Jadi kata Galuh dalam peristiwa itu ada dua kasus penganiayaan yang dilakukan baik oleh Teddy dan Istrinya kepada Maimuna, maupun Maimuna yang melakukan penganiayaan kepada Saira.
“Di situ ada niat perbuatan terjadi maka dilakukannya perbuatan tindak pidana oleh Maimuna,” terangnya.
Dari hasil penyelidikan yang dilakukan mulai dari pemeriksaan ketiga pelapor, saksi, kemudian visum maka tetapkan ketiganya sebagai tersangka.
“Kita bukan hanya satu alat bukti saja tapi yang dikumpulkan syarat untuk naik jadi penyidikan adalah 2 alat bukti itu, dan kami sudah mengumpulkan 4 alat bukti, dari keterangan ahli juga sudah, surat visum sudah, keterangan saksi korban juga ada,” ujarnya.
Kasat Reskrim Polres Maluku Tengah, AKP Galuh Febriansyah, mengatakan kasus yang dilaporkan pada kamis (8/6/2023) pekan lalu telah masuk dalam tahap penyidikan dan telah menetapkan tiga orang tersangka.
Ketiganya adalah Maimuna Pohieya, Teddy Salampessy dan Saira Tuanakotta. Teddy dan Saira ditetapkan sebagai tersangka atas dugaan penganiyaan terhadap Maimuna Pohieya.
Keduanya kata Galuh resmi ditahan usai ditetapkan sebagai tersangka, pada Kamis (15/6) lalu.

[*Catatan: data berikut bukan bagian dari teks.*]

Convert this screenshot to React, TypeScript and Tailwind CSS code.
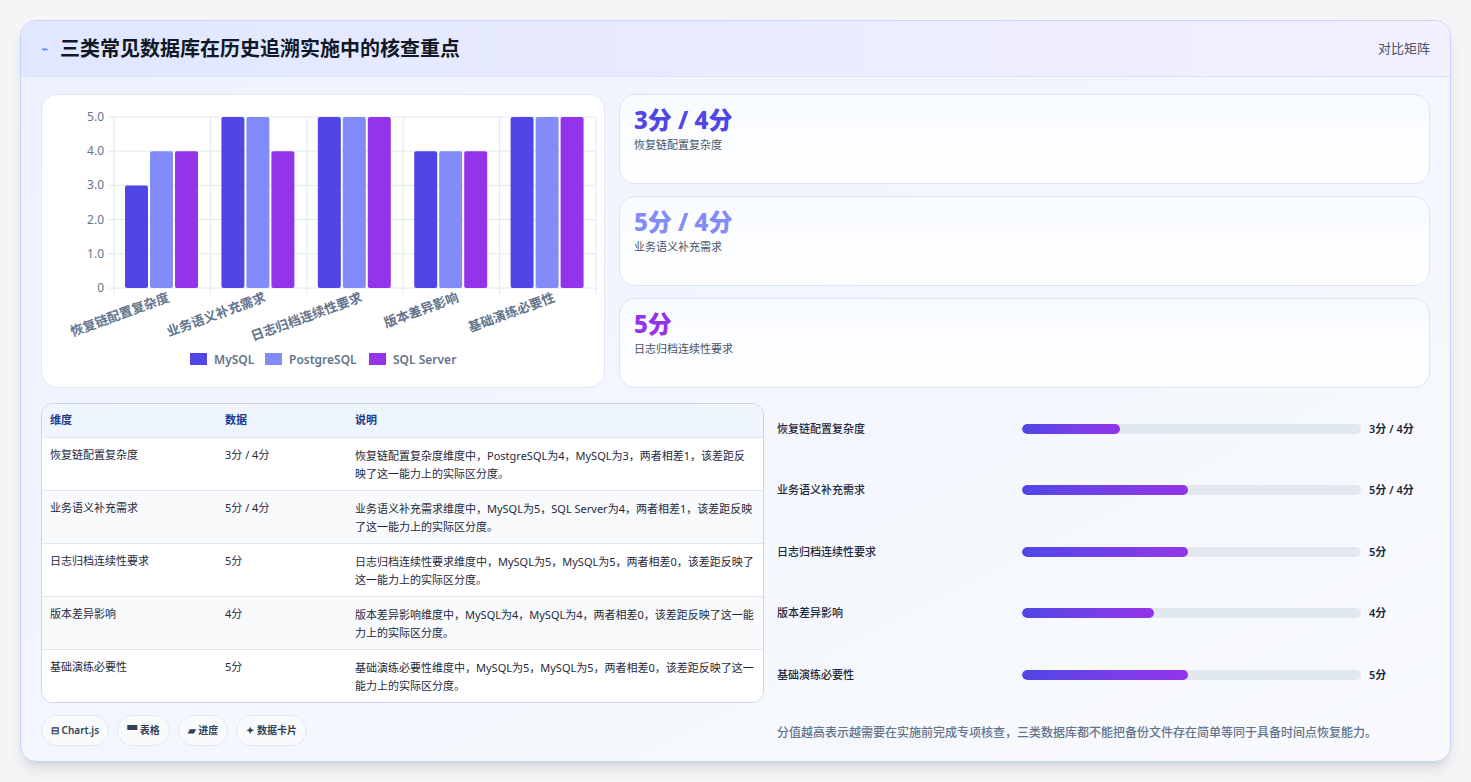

Tak hanya Kadis Pendidikan bersama istrinya yang ditetapkan sebagai tersangka, Maimuna juga ditetapkan sebagai tersangka dengan tuduhan juga melakukan penganiyaan terhadap Saira, atasannya.
“Tedy dan Saira sudah ditahan berdasarkan surat perintah penahanan Polres Maluku Tengah,” Kata Galuh.
Terhadap penganiayaan yang terjadi, Tedi dan Saira disangkangkan dengan pasal 170 ayat 1 dan 351 ayat 1 KUHP dengan ancaman pidana maksimal lima tahun enam bulan dan juga pidana penjara dua tahun delapan bulan.
Sementara untuk Maimuna sendiri kata Galuh, juga ditetapkan sebagai tersangka karena diduga melakukan penganiayaan terhadap Saira Tuanakotta saat kejadian yang sama di Kantor Kesra, Kamis (8/6/2023).
Terhadap perbuatan yang dilakukan, Maimuna dikenai pasal 351 KUHP ayat 1 tentang penganiayaan dengan pidana penjara paling lama dua tahun delapan bulan atau pidana denda paling banyak Rp450 (empat ribu lima ratus rupiah).